─── DATASET SECTION ───

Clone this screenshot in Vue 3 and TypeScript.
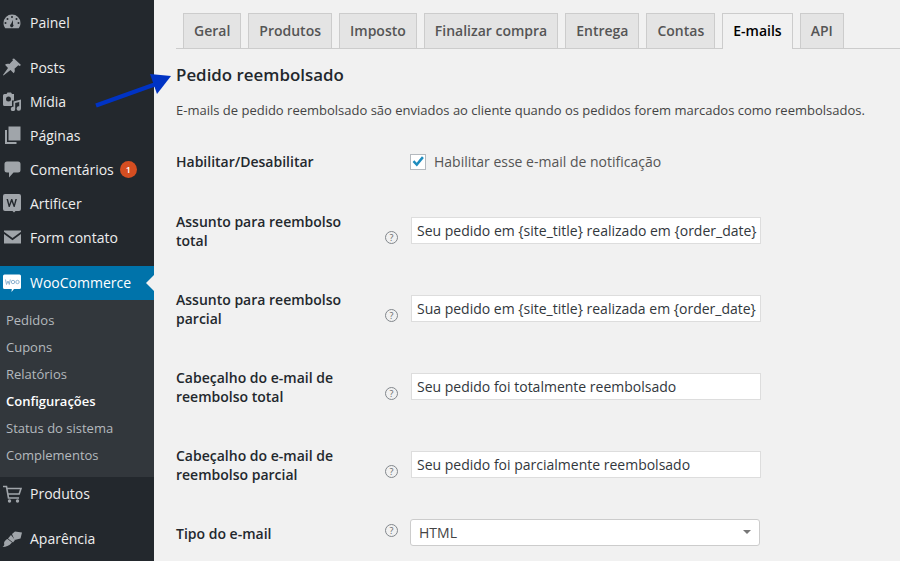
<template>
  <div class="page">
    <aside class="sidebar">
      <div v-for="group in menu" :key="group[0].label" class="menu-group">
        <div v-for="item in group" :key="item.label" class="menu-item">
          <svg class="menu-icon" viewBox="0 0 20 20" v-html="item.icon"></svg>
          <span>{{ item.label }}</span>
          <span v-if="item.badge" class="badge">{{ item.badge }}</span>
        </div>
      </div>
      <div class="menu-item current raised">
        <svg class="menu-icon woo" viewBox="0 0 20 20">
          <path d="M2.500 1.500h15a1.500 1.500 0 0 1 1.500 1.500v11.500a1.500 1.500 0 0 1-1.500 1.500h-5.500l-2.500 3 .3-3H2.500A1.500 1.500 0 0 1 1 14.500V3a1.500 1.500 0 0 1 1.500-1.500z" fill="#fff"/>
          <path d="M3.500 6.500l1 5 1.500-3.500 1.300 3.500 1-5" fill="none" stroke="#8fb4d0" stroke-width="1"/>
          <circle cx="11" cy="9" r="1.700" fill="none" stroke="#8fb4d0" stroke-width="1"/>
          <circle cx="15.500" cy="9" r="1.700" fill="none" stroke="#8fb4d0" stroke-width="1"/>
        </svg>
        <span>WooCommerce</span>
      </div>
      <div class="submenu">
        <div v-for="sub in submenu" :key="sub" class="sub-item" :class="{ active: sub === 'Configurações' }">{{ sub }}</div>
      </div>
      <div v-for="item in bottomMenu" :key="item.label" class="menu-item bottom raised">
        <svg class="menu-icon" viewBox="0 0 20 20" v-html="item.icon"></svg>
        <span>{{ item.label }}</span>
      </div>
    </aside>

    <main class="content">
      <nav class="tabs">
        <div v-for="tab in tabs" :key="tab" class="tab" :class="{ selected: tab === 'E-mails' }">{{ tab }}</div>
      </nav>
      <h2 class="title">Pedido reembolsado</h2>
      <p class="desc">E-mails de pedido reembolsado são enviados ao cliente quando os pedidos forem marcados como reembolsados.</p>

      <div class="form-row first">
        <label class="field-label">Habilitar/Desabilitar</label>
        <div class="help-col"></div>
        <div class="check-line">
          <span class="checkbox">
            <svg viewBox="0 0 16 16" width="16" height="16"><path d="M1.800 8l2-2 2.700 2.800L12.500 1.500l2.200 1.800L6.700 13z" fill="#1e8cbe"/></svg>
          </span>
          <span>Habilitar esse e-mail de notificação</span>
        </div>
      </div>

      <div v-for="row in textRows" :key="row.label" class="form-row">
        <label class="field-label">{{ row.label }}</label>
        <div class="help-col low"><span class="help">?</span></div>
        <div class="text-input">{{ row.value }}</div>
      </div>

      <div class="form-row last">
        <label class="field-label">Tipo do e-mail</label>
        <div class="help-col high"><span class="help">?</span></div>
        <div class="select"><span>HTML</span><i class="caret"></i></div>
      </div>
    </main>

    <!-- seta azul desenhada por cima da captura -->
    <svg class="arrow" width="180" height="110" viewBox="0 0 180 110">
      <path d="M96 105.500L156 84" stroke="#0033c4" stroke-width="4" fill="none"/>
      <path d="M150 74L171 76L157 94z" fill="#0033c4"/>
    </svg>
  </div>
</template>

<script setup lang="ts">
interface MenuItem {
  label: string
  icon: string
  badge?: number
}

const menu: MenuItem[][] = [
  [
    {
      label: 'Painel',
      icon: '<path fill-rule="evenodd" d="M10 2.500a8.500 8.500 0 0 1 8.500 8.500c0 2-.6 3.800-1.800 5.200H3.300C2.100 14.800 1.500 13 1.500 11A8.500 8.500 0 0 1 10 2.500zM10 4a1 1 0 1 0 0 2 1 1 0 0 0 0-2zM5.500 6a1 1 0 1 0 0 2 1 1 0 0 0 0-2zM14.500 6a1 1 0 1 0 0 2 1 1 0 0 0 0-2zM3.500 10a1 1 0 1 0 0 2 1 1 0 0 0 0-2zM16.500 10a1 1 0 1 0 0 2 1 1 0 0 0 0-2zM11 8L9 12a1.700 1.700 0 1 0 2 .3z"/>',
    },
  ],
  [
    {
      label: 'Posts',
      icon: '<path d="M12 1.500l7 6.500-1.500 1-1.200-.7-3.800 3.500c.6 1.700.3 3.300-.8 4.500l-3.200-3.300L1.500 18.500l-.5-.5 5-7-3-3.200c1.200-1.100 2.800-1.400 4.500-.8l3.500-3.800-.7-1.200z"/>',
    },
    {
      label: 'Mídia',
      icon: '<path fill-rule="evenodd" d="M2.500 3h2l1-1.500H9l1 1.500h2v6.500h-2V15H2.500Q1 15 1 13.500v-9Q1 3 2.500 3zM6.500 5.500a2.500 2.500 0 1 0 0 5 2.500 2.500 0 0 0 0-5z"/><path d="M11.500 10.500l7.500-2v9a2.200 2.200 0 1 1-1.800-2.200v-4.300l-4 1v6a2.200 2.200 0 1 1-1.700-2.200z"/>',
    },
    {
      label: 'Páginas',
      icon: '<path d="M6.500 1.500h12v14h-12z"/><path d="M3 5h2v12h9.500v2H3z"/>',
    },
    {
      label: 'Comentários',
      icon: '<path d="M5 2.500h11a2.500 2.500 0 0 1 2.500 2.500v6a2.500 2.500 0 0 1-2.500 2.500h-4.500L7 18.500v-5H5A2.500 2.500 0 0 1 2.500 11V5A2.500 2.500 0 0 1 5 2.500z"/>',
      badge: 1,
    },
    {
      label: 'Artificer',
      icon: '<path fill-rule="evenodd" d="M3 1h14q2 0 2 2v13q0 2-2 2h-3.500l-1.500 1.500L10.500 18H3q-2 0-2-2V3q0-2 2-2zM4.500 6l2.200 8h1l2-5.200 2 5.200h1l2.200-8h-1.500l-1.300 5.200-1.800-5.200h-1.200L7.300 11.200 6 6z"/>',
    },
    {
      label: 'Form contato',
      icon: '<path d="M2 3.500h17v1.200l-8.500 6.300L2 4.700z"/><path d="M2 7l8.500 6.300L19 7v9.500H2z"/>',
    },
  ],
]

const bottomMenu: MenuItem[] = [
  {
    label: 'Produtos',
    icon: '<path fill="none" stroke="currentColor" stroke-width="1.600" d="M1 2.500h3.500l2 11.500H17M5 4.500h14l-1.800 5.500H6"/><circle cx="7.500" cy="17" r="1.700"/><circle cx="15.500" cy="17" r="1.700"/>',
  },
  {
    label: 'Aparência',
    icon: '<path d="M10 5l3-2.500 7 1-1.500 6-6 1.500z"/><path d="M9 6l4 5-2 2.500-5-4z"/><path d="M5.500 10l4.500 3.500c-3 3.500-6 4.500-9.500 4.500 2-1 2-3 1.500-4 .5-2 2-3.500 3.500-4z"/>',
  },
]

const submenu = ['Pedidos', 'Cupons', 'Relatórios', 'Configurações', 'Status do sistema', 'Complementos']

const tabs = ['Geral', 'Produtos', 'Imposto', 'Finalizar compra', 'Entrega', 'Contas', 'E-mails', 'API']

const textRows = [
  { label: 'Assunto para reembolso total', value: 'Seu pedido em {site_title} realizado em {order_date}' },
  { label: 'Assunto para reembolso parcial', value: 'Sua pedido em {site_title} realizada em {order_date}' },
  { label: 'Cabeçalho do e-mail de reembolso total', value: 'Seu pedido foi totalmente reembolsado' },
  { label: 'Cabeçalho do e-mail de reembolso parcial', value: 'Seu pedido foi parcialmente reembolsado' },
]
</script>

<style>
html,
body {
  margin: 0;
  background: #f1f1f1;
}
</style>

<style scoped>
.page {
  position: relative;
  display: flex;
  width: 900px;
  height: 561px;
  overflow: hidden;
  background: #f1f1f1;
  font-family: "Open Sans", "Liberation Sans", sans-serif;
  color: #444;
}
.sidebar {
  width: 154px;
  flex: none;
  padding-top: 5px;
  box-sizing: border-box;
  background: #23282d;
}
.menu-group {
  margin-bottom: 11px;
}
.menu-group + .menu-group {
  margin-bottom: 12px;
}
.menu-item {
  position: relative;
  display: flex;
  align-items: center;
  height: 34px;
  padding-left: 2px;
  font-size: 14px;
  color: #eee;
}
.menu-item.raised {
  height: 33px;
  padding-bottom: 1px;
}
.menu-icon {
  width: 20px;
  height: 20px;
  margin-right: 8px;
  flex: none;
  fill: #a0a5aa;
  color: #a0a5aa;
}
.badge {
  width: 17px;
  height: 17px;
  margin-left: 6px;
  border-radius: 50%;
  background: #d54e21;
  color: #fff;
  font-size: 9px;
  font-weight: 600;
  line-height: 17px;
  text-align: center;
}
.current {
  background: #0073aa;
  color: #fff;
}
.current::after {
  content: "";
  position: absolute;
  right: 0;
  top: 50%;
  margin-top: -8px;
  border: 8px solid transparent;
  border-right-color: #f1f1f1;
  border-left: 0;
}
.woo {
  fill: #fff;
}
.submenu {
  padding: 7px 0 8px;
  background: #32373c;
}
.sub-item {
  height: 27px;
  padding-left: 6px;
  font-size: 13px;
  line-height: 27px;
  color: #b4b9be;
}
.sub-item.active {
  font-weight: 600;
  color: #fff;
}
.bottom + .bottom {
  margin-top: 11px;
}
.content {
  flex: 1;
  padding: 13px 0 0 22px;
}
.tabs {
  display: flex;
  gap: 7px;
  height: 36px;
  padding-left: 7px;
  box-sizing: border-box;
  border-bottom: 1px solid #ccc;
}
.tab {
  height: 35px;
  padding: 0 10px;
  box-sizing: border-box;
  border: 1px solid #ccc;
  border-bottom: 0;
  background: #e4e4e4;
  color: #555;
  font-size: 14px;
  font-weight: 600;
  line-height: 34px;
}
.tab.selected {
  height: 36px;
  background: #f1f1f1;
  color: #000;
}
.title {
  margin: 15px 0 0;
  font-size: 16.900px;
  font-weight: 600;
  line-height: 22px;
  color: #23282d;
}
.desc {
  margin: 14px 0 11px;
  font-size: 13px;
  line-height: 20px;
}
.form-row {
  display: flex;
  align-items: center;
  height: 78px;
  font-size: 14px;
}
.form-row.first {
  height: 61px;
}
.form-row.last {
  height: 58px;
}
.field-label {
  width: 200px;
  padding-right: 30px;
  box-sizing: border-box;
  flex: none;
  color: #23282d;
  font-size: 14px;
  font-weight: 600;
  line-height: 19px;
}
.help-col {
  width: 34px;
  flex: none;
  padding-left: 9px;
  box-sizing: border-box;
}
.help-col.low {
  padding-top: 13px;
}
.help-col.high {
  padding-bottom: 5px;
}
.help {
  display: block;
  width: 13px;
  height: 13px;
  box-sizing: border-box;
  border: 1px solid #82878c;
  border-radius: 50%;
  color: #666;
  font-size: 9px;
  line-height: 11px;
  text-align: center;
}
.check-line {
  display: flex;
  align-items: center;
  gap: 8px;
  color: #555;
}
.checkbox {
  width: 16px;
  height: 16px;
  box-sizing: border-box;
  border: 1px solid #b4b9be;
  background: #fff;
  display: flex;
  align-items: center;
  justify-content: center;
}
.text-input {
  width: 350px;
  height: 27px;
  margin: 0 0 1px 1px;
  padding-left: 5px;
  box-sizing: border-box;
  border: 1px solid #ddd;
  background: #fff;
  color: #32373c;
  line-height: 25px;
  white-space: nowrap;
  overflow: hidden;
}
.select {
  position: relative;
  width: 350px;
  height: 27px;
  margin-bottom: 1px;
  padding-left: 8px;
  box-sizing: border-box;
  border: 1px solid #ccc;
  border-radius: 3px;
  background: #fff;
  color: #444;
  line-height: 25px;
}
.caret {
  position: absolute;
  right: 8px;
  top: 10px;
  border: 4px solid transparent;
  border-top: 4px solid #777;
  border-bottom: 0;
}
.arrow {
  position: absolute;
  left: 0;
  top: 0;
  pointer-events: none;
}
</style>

───

◆ **WHAT THIS TASK INVOLVES**:
Your task is to reproduce exactly the lines from the start of the data above through the line containing "marcados como reembolsados.</p>", leaving every picture out.

◆ **EXPECTED ANSWER**:
Clone this screenshot in Vue 3 and TypeScript.
<template>
  <div class="page">
    <aside class="sidebar">
      <div v-for="group in menu" :key="group[0].label" class="menu-group">
        <div v-for="item in group" :key="item.label" class="menu-item">
          <svg class="menu-icon" viewBox="0 0 20 20" v-html="item.icon"></svg>
          <span>{{ item.label }}</span>
          <span v-if="item.badge" class="badge">{{ item.badge }}</span>
        </div>
      </div>
      <div class="menu-item current raised">
        <svg class="menu-icon woo" viewBox="0 0 20 20">
          <path d="M2.500 1.500h15a1.500 1.500 0 0 1 1.500 1.500v11.500a1.500 1.500 0 0 1-1.500 1.500h-5.500l-2.500 3 .3-3H2.500A1.500 1.500 0 0 1 1 14.500V3a1.500 1.500 0 0 1 1.500-1.500z" fill="#fff"/>
          <path d="M3.500 6.500l1 5 1.500-3.500 1.300 3.500 1-5" fill="none" stroke="#8fb4d0" stroke-width="1"/>
          <circle cx="11" cy="9" r="1.700" fill="none" stroke="#8fb4d0" stroke-width="1"/>
          <circle cx="15.500" cy="9" r="1.700" fill="none" stroke="#8fb4d0" stroke-width="1"/>
        </svg>
        <span>WooCommerce</span>
      </div>
      <div class="submenu">
        <div v-for="sub in submenu" :key="sub" class="sub-item" :class="{ active: sub === 'Configurações' }">{{ sub }}</div>
      </div>
      <div v-for="item in bottomMenu" :key="item.label" class="menu-item bottom raised">
        <svg class="menu-icon" viewBox="0 0 20 20" v-html="item.icon"></svg>
        <span>{{ item.label }}</span>
      </div>
    </aside>

    <main class="content">
      <nav class="tabs">
        <div v-for="tab in tabs" :key="tab" class="tab" :class="{ selected: tab === 'E-mails' }">{{ tab }}</div>
      </nav>
      <h2 class="title">Pedido reembolsado</h2>
      <p class="desc">E-mails de pedido reembolsado são enviados ao cliente quando os pedidos forem marcados como reembolsados.</p>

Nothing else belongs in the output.